Le 27 mars 2025, le Président du Conseil National a saisi pour avis l'Autorité de Protection des Données Personnelles (APDP). Voir la Délibération n° 2025‑8 du 9 avril 2025 (JDM n° 8746 du 9 mai 2025).
Présentation
Le projet de loi n° 987 vise à instaurer un cadre général de protection des lanceurs d'alerte, tant dans le secteur public que privé.
Il est "inspiré des législations des pays voisins, ainsi que des conventions internationales" et "s'inscrit dans le droit fil de la prévention des crimes et délits, de la protection de l'environnement, du renforcement de la sécurité sanitaire, de la lutte contre le harcèlement et la violence au travail, le blanchiment de capitaux et la corruption". (Exposé des motifs, pp. 2-4)
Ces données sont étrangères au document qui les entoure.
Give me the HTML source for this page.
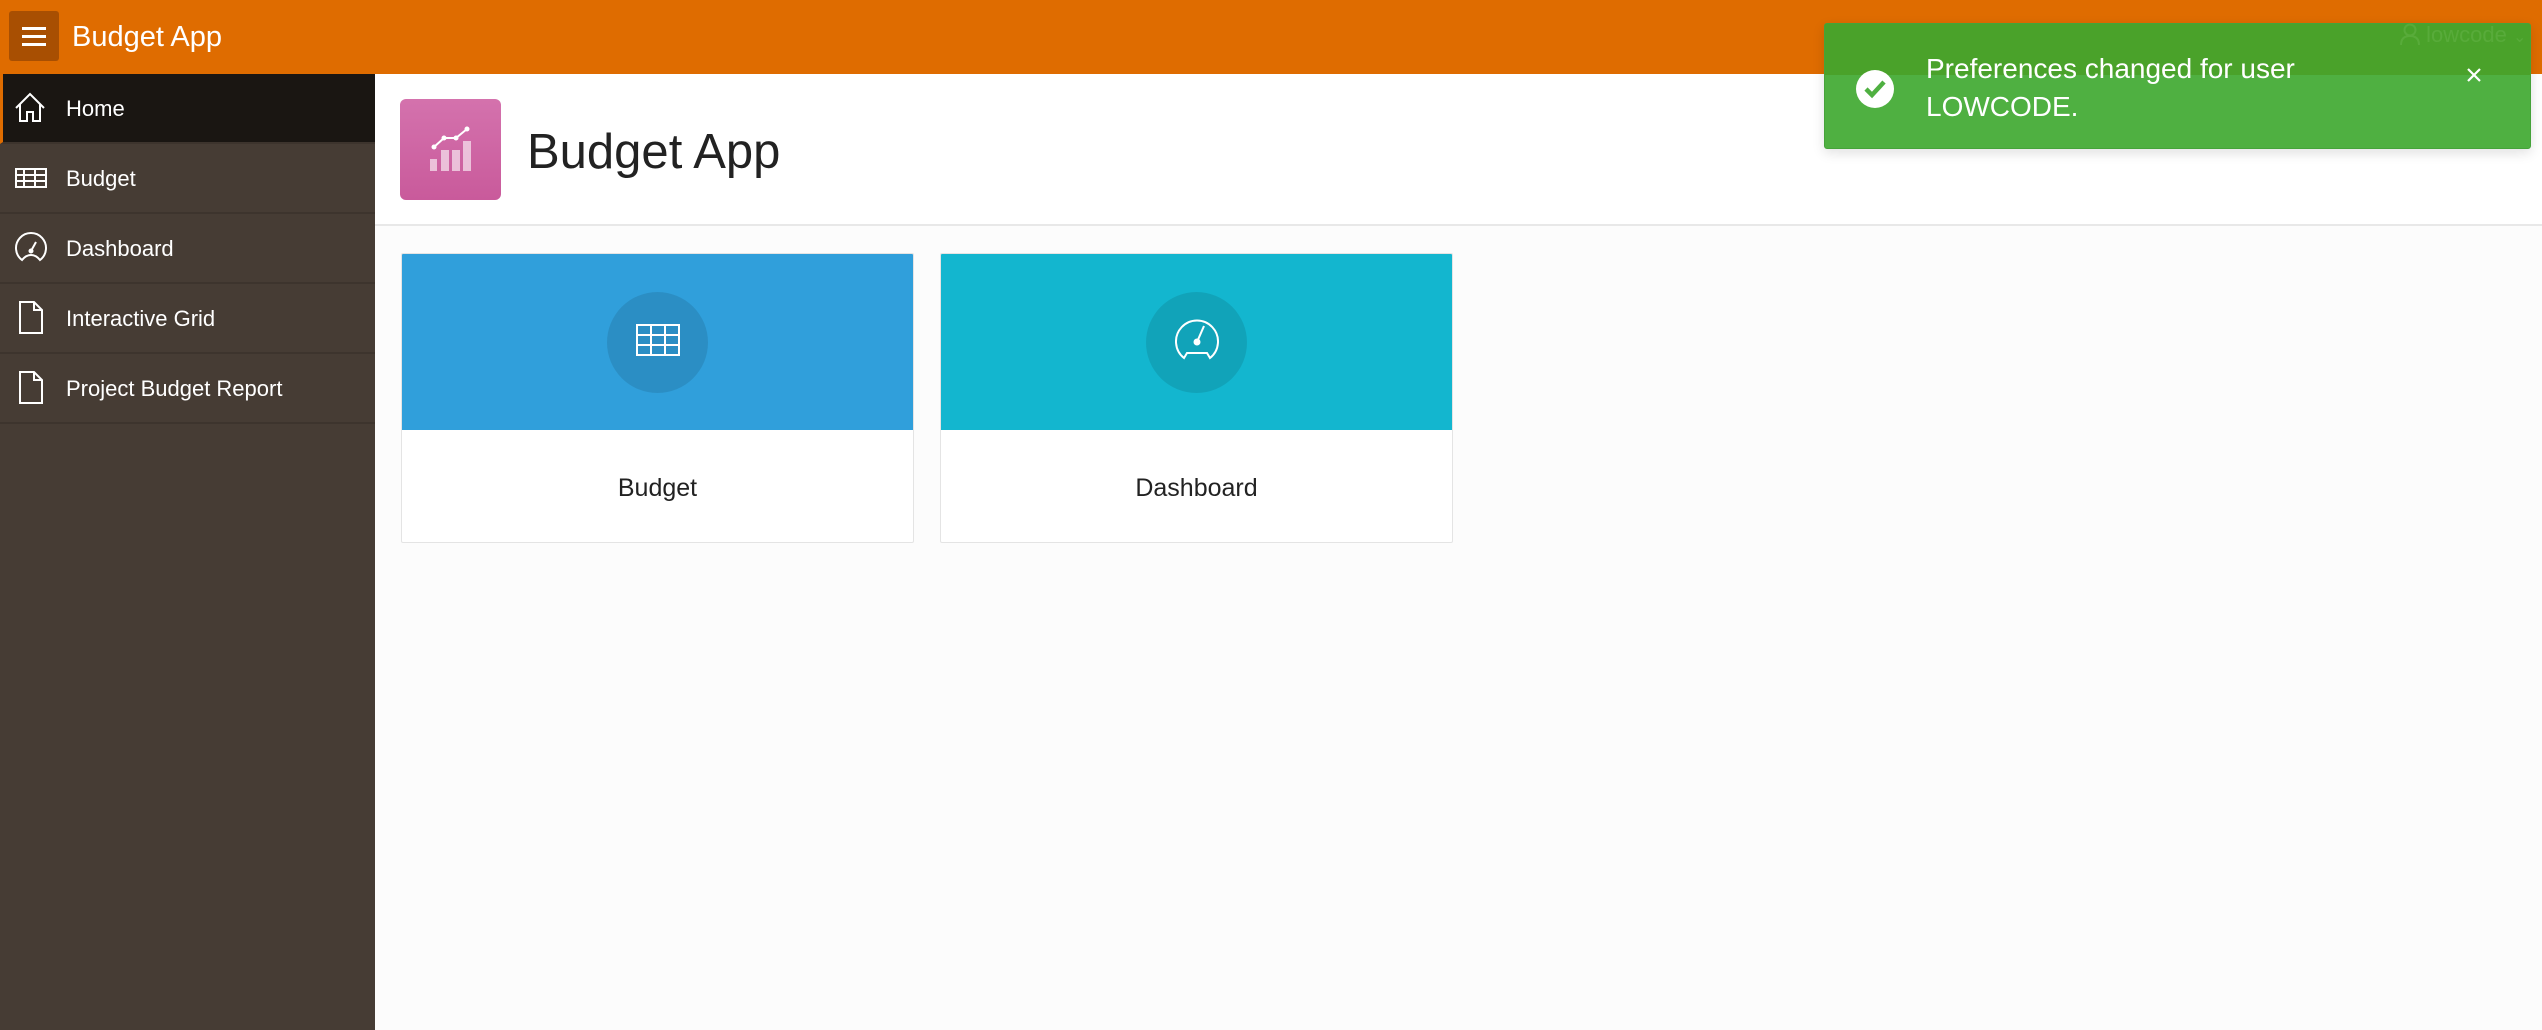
<!DOCTYPE html>
<html><head><meta charset="utf-8"><style>
*{box-sizing:border-box;margin:0;padding:0}
body{width:2542px;height:1030px;overflow:hidden;background:#fcfcfc;font-family:"Liberation Sans",sans-serif;position:relative}
.hdr{position:absolute;left:0;top:0;width:2542px;height:74px;background:#df6c00}
.burger{position:absolute;left:9px;top:11px;width:50px;height:50px;background:#a84f02;border-radius:3px}
.burger i{position:absolute;left:13px;width:24px;height:3px;background:#fff}
.apptitle{position:absolute;left:72px;top:21px;color:#fff;font-size:29px}
.side{position:absolute;left:0;top:74px;width:375px;height:956px;background:#463c34}
.item{position:absolute;left:0;width:375px;height:70px;border-bottom:2px solid #3d342d;color:#fff;font-size:22px}
.item span{position:absolute;left:66px;top:22px}
.item svg{position:absolute;left:14px;top:17px}
.active{background:#1a1612;border-left:3px solid #df6c00}
.active span{left:63px}
.active svg{left:11px}
.top{position:absolute;left:375px;top:74px;width:2167px;height:152px;background:#fff;border-bottom:2px solid #e8e8e8}
.pic{position:absolute;left:400px;top:99px;width:101px;height:101px;border-radius:6px;background:linear-gradient(#d472ad,#c95a9b)}
.ptitle{position:absolute;left:527px;top:124px;font-size:49px;color:#222}
.card{position:absolute;top:253px;width:513px;height:290px;background:#fff;border:1px solid #e4e4e4;border-radius:2px;overflow:hidden}
.card .band{height:176px;position:relative}
.card .circ{position:absolute;left:205px;top:38px;width:101px;height:101px;border-radius:50%;background:rgba(0,0,0,0.1)}
.card .lab{position:absolute;left:0;width:100%;top:220px;text-align:center;font-size:25px;color:#222}
.toast{position:absolute;left:1824px;top:23px;width:707px;height:126px;border-radius:3px;background:linear-gradient(#4aa22a 0,#4aa22a 51px,#4fb041 51px);border:1px solid #45a33a;box-shadow:0 4px 12px rgba(0,0,0,0.12)}
.ttext{position:absolute;left:101px;top:26px;color:#fff;font-size:28px;line-height:38px}
.user{position:absolute;left:2400px;top:22px;color:#58ab3a;font-size:22px;z-index:5}
</style></head><body>
<div class="hdr">
 <div class="burger"><i style="top:16px"></i><i style="top:24px"></i><i style="top:32px"></i></div>
 <div class="apptitle">Budget App</div>
</div>
<div class="side">
 <div class="item active" style="top:0"><svg width="34" height="34" viewBox="0 0 34 34" fill="none" stroke="#fff" stroke-width="2"><path d="M2 17 L16 3 L30 17 M6 13 V30 H13 V21 H19 V30 H26 V13"/></svg><span>Home</span></div>
 <div class="item" style="top:70px"><svg width="34" height="34" viewBox="0 0 34 34" fill="none" stroke="#fff" stroke-width="2"><rect x="2" y="8" width="30" height="18"/><path d="M2 14H32M2 20H32M10 8V26M21 8V26"/></svg><span>Budget</span></div>
 <div class="item" style="top:140px"><svg width="34" height="34" viewBox="0 0 34 34" fill="none" stroke="#fff" stroke-width="2"><path d="M8 29 A15 15 0 1 1 26 29 Q22 24 17 24 Q12 24 8 29Z"/><path d="M17 20 L22 11"/><circle cx="17" cy="20" r="1.5" fill="#fff"/></svg><span>Dashboard</span></div>
 <div class="item" style="top:210px"><svg width="34" height="34" viewBox="0 0 34 34" fill="none" stroke="#fff" stroke-width="2"><path d="M6 1 H20 L28 9 V32 H6 Z M20 1 V9 H28"/></svg><span>Interactive Grid</span></div>
 <div class="item" style="top:280px"><svg width="34" height="34" viewBox="0 0 34 34" fill="none" stroke="#fff" stroke-width="2"><path d="M6 1 H20 L28 9 V32 H6 Z M20 1 V9 H28"/></svg><span>Project Budget Report</span></div>
</div>
<div class="top"></div>
<div class="pic"><svg width="101" height="101" viewBox="0 0 101 101"><g fill="rgba(255,255,255,0.6)"><rect x="30" y="60" width="7" height="12"/><rect x="41" y="51" width="8" height="21"/><rect x="52" y="51" width="8" height="21"/><rect x="63" y="42" width="8" height="30"/></g><polyline points="34,48 44,39 56,39 67,30" fill="none" stroke="#fff" stroke-width="2"/><g fill="#fff"><circle cx="34" cy="48" r="2.5"/><circle cx="44" cy="39" r="2.5"/><circle cx="56" cy="39" r="2.5"/><circle cx="67" cy="30" r="2.5"/></g></svg></div>
<div class="ptitle">Budget App</div>
<div class="card" style="left:401px"><div class="band" style="background:#309fdb"><div class="circ"></div><svg style="position:absolute;left:234px;top:70px" width="44" height="32" viewBox="0 0 44 32" fill="none" stroke="#fff" stroke-width="2"><rect x="1" y="1" width="42" height="30"/><path d="M1 11H43M1 21H43M15 1V31M29 1V31"/></svg></div><div class="lab">Budget</div></div>
<div class="card" style="left:940px"><div class="band" style="background:#13b6cf"><div class="circ"></div><svg style="position:absolute;left:234px;top:62px" width="44" height="46" viewBox="0 0 44 46" fill="none" stroke="#fff" stroke-width="2"><path d="M9 42 A21 21 0 1 1 35 42 L32 37 H12 Z"/><path d="M22 26 L29 10"/><circle cx="22" cy="26" r="2.5" fill="#fff"/></svg></div><div class="lab">Dashboard</div></div>
<div class="toast">
 <svg style="position:absolute;left:30px;top:45px" width="40" height="40" viewBox="0 0 40 40"><circle cx="20" cy="20" r="19" fill="#fff"/><path d="M11 20 L17 26 L29 13" fill="none" stroke="#4fb041" stroke-width="4.5"/></svg>
 <div class="ttext">Preferences changed for user<br>LOWCODE.</div>
 <svg style="position:absolute;left:642px;top:44px" width="14" height="14" viewBox="0 0 14 14" stroke="#fff" stroke-width="2.2"><path d="M1 1L13 13M13 1L1 13"/></svg>
</div>
<div class="user"><svg width="20" height="22" viewBox="0 0 20 22" fill="none" stroke="#58ab3a" stroke-width="2" style="vertical-align:-3px"><circle cx="10" cy="7" r="5.5"/><path d="M1 22 Q1 13 10 13 Q19 13 19 22"/></svg> lowcode <span style="font-size:16px">&#8964;</span></div>
</body></html>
L’Exposé des motifs rappelle que, si certaines dispositions internes récentes protègent déjà les auteurs de signalements dans des contextes spécifiques, aucun texte à ce jour ne consacre un statut général du lanceur d’alerte.
L'article 31 de la Loi n° 1.362 du 3 août 2009 modifiée n'offre qu'une protection sectorielle limitée aux signalements internes dans le cadre de la lutte contre le blanchiment de capitaux, le financement du terrorisme et la corruption, avec la possibilité si aucune suite n'est donnée dans un délai raisonnable, d'adresser le signalement au service exerçant la fonction de supervision de l'Autorité Monégasque de Sécurité Financière (AMSF) mais sans reconnaissance de la possibilité de "révéler au public - en dernier recours - les informations signalées, en cas d’inaction des organes internes à l'entreprise". (Exposé des motifs, p. 4)
Concernant le secteur public, le projet de loi n° 987 "est le pendant de l'obligation générale faite aux fonctionnaires, agents de l'Etat ou officiers publics de dénoncer à l'autorité hiérarchique ou judiciaire, tout fait, pratique, agissement ou comportement susceptible d'être constitutif d'un crime ou d'un délit dont ils pourraient avoir connaissance dans l'exercice de leurs fonctions" (Exposé des motifs, p. 5, citant l'article 61 du Code de procédure pénale, l'article 6 de l'Arrêté Ministériel n° 2011-468 du 29 août 2011 portant application de l'Ordonnance Souveraine n° 3.413 du 29 août 2011 portant diverses mesures relatives à la relation entre l'Administration et l'administré, l'article 74 du Code pénal).
Le dispositif du projet de loi n° 987 s’appuie sur la Loi n° 1.457 du 12 décembre 2017 relative au harcèlement et à la violence au travail qui constitue "un socle normatif de base, applicable au secteur privé comme au secteur public" (Exposé des motifs, p. 46) (désignation d’un référent, procédure d’alerte interne, protection de l'employé, logique probatoire, etc.).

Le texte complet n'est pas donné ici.